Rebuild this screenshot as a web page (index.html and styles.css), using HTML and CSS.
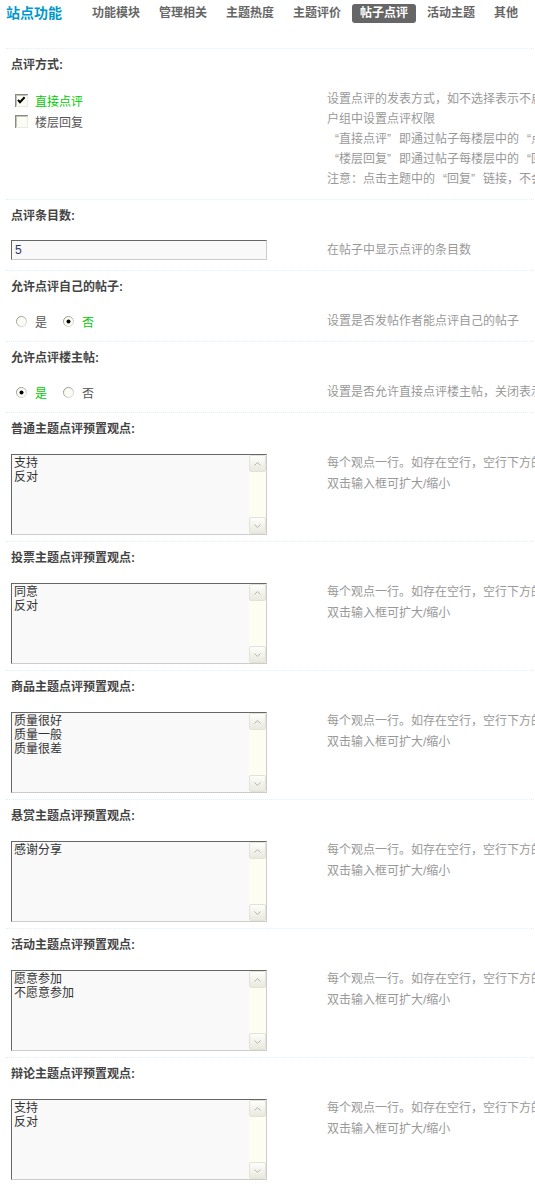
FILE: index.html
```html
<!DOCTYPE html>
<html lang="zh-CN">
<head>
    <meta charset="UTF-8">
    <meta name="viewport" content="width=device-width, initial-scale=1.0">
    <title>站点功能 - 帖子点评</title>
    <link rel="stylesheet" href="styles.css">
</head>
<body>
    <svg class="defs" width="0" height="0" aria-hidden="true">
        <defs>
            <linearGradient id="rg" x1="0" y1="0" x2="1" y2="1">
                <stop offset="0" stop-color="#85857a"/>
                <stop offset="1" stop-color="#ecebdf"/>
            </linearGradient>
        </defs>
    </svg>
    <div class="main">
        <div class="itemtitle">
            <h3>站点功能</h3>
            <ul class="tabs">
                <li>功能模块</li>
                <li>管理相关</li>
                <li>主题热度</li>
                <li>主题评价</li>
                <li class="current">帖子点评</li>
                <li>活动主题</li>
                <li>其他</li>
            </ul>
        </div>

        <div class="set">
            <div class="set-title">点评方式:</div>
            <div class="set-body">
                <div class="field">
                    <ul class="checklist">
                        <li class="opt on">
                            <svg class="ico" width="13" height="13" viewBox="0 0 13 13"><rect width="13" height="13" fill="#eceadc"/><path d="M0 0h13v1H1v12H0z" fill="#8a8a80"/><path d="M1 1h11v1H2v10H1z" fill="#c4c3b6"/><rect x="2" y="2" width="10" height="10" fill="#fcfcf7"/><path d="M3 5.8l2 2.4 4.6-5" fill="none" stroke="#000" stroke-width="2"/></svg>直接点评
                        </li>
                        <li class="opt">
                            <svg class="ico" width="13" height="13" viewBox="0 0 13 13"><rect width="13" height="13" fill="#eceadc"/><path d="M0 0h13v1H1v12H0z" fill="#8a8a80"/><path d="M1 1h11v1H2v10H1z" fill="#c4c3b6"/><rect x="2" y="2" width="10" height="10" fill="#fcfcf7"/></svg>楼层回复
                        </li>
                    </ul>
                </div>
                <div class="tips">
                    设置点评的发表方式，如不选择表示不启用点评功能，需要在用<br>
                    户组中设置点评权限<br>
                    <span class="ql">“</span>直接点评<span class="qr">”</span>即通过帖子每楼层中的<span class="ql">“</span>点评<span class="qr">”</span>链接发表点评<br>
                    <span class="ql">“</span>楼层回复<span class="qr">”</span>即通过帖子每楼层中的<span class="ql">“</span>回复<span class="qr">”</span>链接发表楼层回复<br>
                    注意：点击主题中的<span class="ql">“</span>回复<span class="qr">”</span>链接，不会以楼层回复方式发表
                </div>
            </div>
        </div>

        <div class="set">
            <div class="set-title">点评条目数:</div>
            <div class="set-body">
                <div class="field"><input class="txt" type="text" value="5"></div>
                <div class="tips">在帖子中显示点评的条目数</div>
            </div>
        </div>

        <div class="set">
            <div class="set-title">允许点评自己的帖子:</div>
            <div class="set-body">
                <div class="field">
                    <ul class="radiolist">
                        <li class="opt">
                            <svg class="ico" width="13" height="13" viewBox="0 0 13 13"><circle cx="6.5" cy="6.5" r="5" fill="#fcfcf7" stroke="url(#rg)"/></svg>是
                        </li>
                        <li class="opt on">
                            <svg class="ico" width="13" height="13" viewBox="0 0 13 13"><circle cx="6.5" cy="6.5" r="5" fill="#fcfcf7" stroke="url(#rg)"/><circle cx="6.5" cy="6.5" r="2" fill="#000"/></svg>否
                        </li>
                    </ul>
                </div>
                <div class="tips">设置是否发帖作者能点评自己的帖子</div>
            </div>
        </div>

        <div class="set">
            <div class="set-title">允许点评楼主帖:</div>
            <div class="set-body">
                <div class="field">
                    <ul class="radiolist">
                        <li class="opt on">
                            <svg class="ico" width="13" height="13" viewBox="0 0 13 13"><circle cx="6.5" cy="6.5" r="5" fill="#fcfcf7" stroke="url(#rg)"/><circle cx="6.5" cy="6.5" r="2" fill="#000"/></svg>是
                        </li>
                        <li class="opt">
                            <svg class="ico" width="13" height="13" viewBox="0 0 13 13"><circle cx="6.5" cy="6.5" r="5" fill="#fcfcf7" stroke="url(#rg)"/></svg>否
                        </li>
                    </ul>
                </div>
                <div class="tips">设置是否允许直接点评楼主帖，关闭表示只能点评回复</div>
            </div>
        </div>

        <div class="set set-area">
            <div class="set-title">普通主题点评预置观点:</div>
            <div class="set-body">
                <div class="field">
                    <div class="area">
                        <textarea rows="5">支持
反对</textarea>
                        <div class="sbar">
                            <span class="sbtn"><svg width="7" height="4" viewBox="0 0 7 4"><path d="M.5 3.5l3-3 3 3" fill="none" stroke="#b4b4aa"/></svg></span>
                            <span class="sbtn"><svg width="7" height="4" viewBox="0 0 7 4"><path d="M.5.5l3 3 3-3" fill="none" stroke="#b4b4aa"/></svg></span>
                        </div>
                    </div>
                </div>
                <div class="tips">每个观点一行。如存在空行，空行下方的内容将不显示<br>双击输入框可扩大/缩小</div>
            </div>
        </div>

        <div class="set set-area">
            <div class="set-title">投票主题点评预置观点:</div>
            <div class="set-body">
                <div class="field">
                    <div class="area">
                        <textarea rows="5">同意
反对</textarea>
                        <div class="sbar">
                            <span class="sbtn"><svg width="7" height="4" viewBox="0 0 7 4"><path d="M.5 3.5l3-3 3 3" fill="none" stroke="#b4b4aa"/></svg></span>
                            <span class="sbtn"><svg width="7" height="4" viewBox="0 0 7 4"><path d="M.5.5l3 3 3-3" fill="none" stroke="#b4b4aa"/></svg></span>
                        </div>
                    </div>
                </div>
                <div class="tips">每个观点一行。如存在空行，空行下方的内容将不显示<br>双击输入框可扩大/缩小</div>
            </div>
        </div>

        <div class="set set-area">
            <div class="set-title">商品主题点评预置观点:</div>
            <div class="set-body">
                <div class="field">
                    <div class="area">
                        <textarea rows="5">质量很好
质量一般
质量很差</textarea>
                        <div class="sbar">
                            <span class="sbtn"><svg width="7" height="4" viewBox="0 0 7 4"><path d="M.5 3.5l3-3 3 3" fill="none" stroke="#b4b4aa"/></svg></span>
                            <span class="sbtn"><svg width="7" height="4" viewBox="0 0 7 4"><path d="M.5.5l3 3 3-3" fill="none" stroke="#b4b4aa"/></svg></span>
                        </div>
                    </div>
                </div>
                <div class="tips">每个观点一行。如存在空行，空行下方的内容将不显示<br>双击输入框可扩大/缩小</div>
            </div>
        </div>

        <div class="set set-area">
            <div class="set-title">悬赏主题点评预置观点:</div>
            <div class="set-body">
                <div class="field">
                    <div class="area">
                        <textarea rows="5">感谢分享</textarea>
                        <div class="sbar">
                            <span class="sbtn"><svg width="7" height="4" viewBox="0 0 7 4"><path d="M.5 3.5l3-3 3 3" fill="none" stroke="#b4b4aa"/></svg></span>
                            <span class="sbtn"><svg width="7" height="4" viewBox="0 0 7 4"><path d="M.5.5l3 3 3-3" fill="none" stroke="#b4b4aa"/></svg></span>
                        </div>
                    </div>
                </div>
                <div class="tips">每个观点一行。如存在空行，空行下方的内容将不显示<br>双击输入框可扩大/缩小</div>
            </div>
        </div>

        <div class="set set-area">
            <div class="set-title">活动主题点评预置观点:</div>
            <div class="set-body">
                <div class="field">
                    <div class="area">
                        <textarea rows="5">愿意参加
不愿意参加</textarea>
                        <div class="sbar">
                            <span class="sbtn"><svg width="7" height="4" viewBox="0 0 7 4"><path d="M.5 3.5l3-3 3 3" fill="none" stroke="#b4b4aa"/></svg></span>
                            <span class="sbtn"><svg width="7" height="4" viewBox="0 0 7 4"><path d="M.5.5l3 3 3-3" fill="none" stroke="#b4b4aa"/></svg></span>
                        </div>
                    </div>
                </div>
                <div class="tips">每个观点一行。如存在空行，空行下方的内容将不显示<br>双击输入框可扩大/缩小</div>
            </div>
        </div>

        <div class="set set-area">
            <div class="set-title">辩论主题点评预置观点:</div>
            <div class="set-body">
                <div class="field">
                    <div class="area">
                        <textarea rows="5">支持
反对</textarea>
                        <div class="sbar">
                            <span class="sbtn"><svg width="7" height="4" viewBox="0 0 7 4"><path d="M.5 3.5l3-3 3 3" fill="none" stroke="#b4b4aa"/></svg></span>
                            <span class="sbtn"><svg width="7" height="4" viewBox="0 0 7 4"><path d="M.5.5l3 3 3-3" fill="none" stroke="#b4b4aa"/></svg></span>
                        </div>
                    </div>
                </div>
                <div class="tips">每个观点一行。如存在空行，空行下方的内容将不显示<br>双击输入框可扩大/缩小</div>
            </div>
        </div>
    </div>
</body>
</html>
```

FILE: styles.css
```css
html {
    overflow: hidden;
}
body {
    margin: 0;
    font: 12px "Liberation Sans", "Noto Sans CJK SC", sans-serif;
    color: #333;
    background: #fff;
}
.defs {
    position: absolute;
    width: 0;
    height: 0;
}
.main {
    width: 1000px;
    margin-left: 6px;
}
.itemtitle {
    display: flex;
    height: 26px;
    padding-bottom: 22px;
    border-bottom: 1px dotted #deeffb;
}
.itemtitle h3 {
    margin: 0 22px 0 0;
    font-size: 14px;
    line-height: 26px;
    color: #09c;
}
.tabs {
    display: flex;
    gap: 3px;
    margin: 4px 0 0;
    padding: 0;
    list-style: none;
}
.tabs li {
    height: 19px;
    line-height: 19px;
    padding: 0 8px;
    border-radius: 3px;
    font-weight: bold;
    color: #666;
}
.tabs li.current {
    background: #666;
    color: #fff;
}
.set {
    border-bottom: 1px dotted #deeffb;
}
.set-title {
    padding: 9px 5px 0;
    line-height: 15px;
    font-weight: bold;
    color: #444;
}
.set-body {
    display: flex;
    padding: 16px 0 10px;
}
.set-area .set-body {
    padding-bottom: 6px;
}
.field {
    flex: none;
    width: 311px;
    padding-left: 5px;
}
.tips {
    padding-left: 5px;
    line-height: 20px;
    color: #999;
    white-space: nowrap;
}
.set-area .tips {
    line-height: 21px;
}
.ql, .qr {
    display: inline-block;
    width: 12px;
}
.ql {
    text-align: right;
}
.qr {
    text-align: left;
}
.checklist, .radiolist {
    margin: 0;
    padding: 0;
    list-style: none;
}
.checklist {
    margin-top: 1px;
}
.checklist li {
    display: flex;
    align-items: center;
    height: 21px;
}
.radiolist {
    display: flex;
    height: 20px;
}
.radiolist li {
    display: flex;
    align-items: center;
    margin-right: 11px;
}
.opt {
    color: #555;
}
.opt.on {
    color: #0c0;
}
.ico {
    flex: none;
    margin: 0 7px 0 4px;
}
.txt {
    box-sizing: border-box;
    width: 256px;
    height: 20px;
    margin: 0;
    padding: 0 3px;
    border: 1px solid;
    border-color: #666 #ccc #ccc #666;
    background: #f9f9f9;
    font: inherit;
    color: #336;
    outline: none;
}
.area {
    display: flex;
    box-sizing: border-box;
    width: 256px;
    height: 81px;
    margin-top: 1px;
    border: 1px solid;
    border-color: #666 #ccc #ccc #666;
    background: #f9f9f9;
}
.area textarea {
    flex: 1;
    min-width: 0;
    margin: 0;
    padding: 1px 2px;
    border: 0;
    background: transparent;
    font: inherit;
    line-height: 14px;
    color: #333;
    resize: none;
    overflow: hidden;
    outline: none;
}
.sbar {
    flex: none;
    width: 17px;
    display: flex;
    flex-direction: column;
    justify-content: space-between;
    background: #fdfdf2;
}
.sbtn {
    display: flex;
    align-items: center;
    justify-content: center;
    box-sizing: border-box;
    height: 17px;
    border: 1px solid #e2e2d6;
    border-radius: 2px;
    background: linear-gradient(#fdfdfb, #e9e9df);
}
```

• • • • • • •

_Problem statement_
Return each line of the data that contains the string "styles".

_Response to the exercise_
Rebuild this screenshot as a web page (index.html and styles.css), using HTML and CSS.
    <link rel="stylesheet" href="styles.css">
FILE: styles.css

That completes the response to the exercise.